Fiscal third-quarter 2025 sales fell slightly from the prior-year quarter. The company blamed the decline on supply chain disruptions in the pet food segment. Adjusted earnings, however, were above the S&P Global consensus estimate. J.M. Smucker raised its fiscal-year 2025 earnings guidance by 1% last month.
The company has paid a dividend since 1960. J.M. Smucker has raised its dividend for 22 consecutive years. We will be looking for the next dividend increase to be announced in mid-July.

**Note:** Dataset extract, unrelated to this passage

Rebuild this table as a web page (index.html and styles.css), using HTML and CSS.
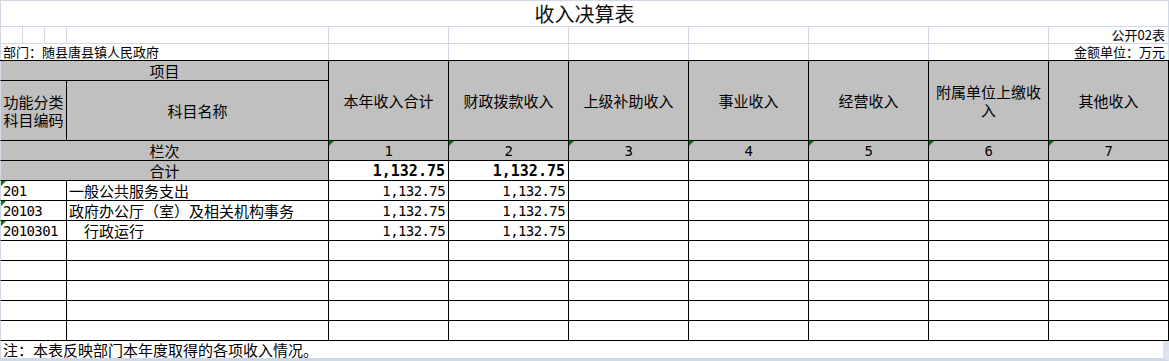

J.M. Smucker’s Dividend Valuation Grade is B (good value). The stock’s current dividend yield of 4.0% is above its five-year average high of 3.6%. This implies that the stock is currently undervalued.
The Dividend Growth Grade is D (weak). J.M. Smucker raised its dividend by just 1.9% last July, which was the smallest increase in many years. (The small increase occurred following the prior-year acquisition of Hostess.)
Trailing 12-month operating cash flows are down due to a drop that occurred in the company’s fiscal fourth-quarter 2024 ended in April 2024. Return on assets (ROA) is negative due to noncash impairment charges realized last quarter related to the 2023 acquisition of Hostess.
The Dividend Strength Grade is A (very strong). J.M. Smucker has not had a single dividend cut in the last 24 years. Interest payments are manageable, with a times interest earned ratio of 4.4x.
Dividend Pillars for SJM
Source: AAII. Data as of 3/20/2025.
PepsiCo Gets Into Prebiotic Sodas
PepsiCo announced its intention to acquire prebiotic soda company Poppi this week.
Prebiotic sodas are the fastest-growing part of the soft drink market, with demand driven by health-conscious consumers. Buying Poppi saves PepsiCo the time and expense of trying to break into this market with an internally created drink.
According to an Exane BNP Paribas report cited by Reuters, Poppi has an approximate 1% share of the total carbonated soft drinks category. Therefore, PepsiCo’s acquisition immediately gives it a strong foothold in this emerging segment.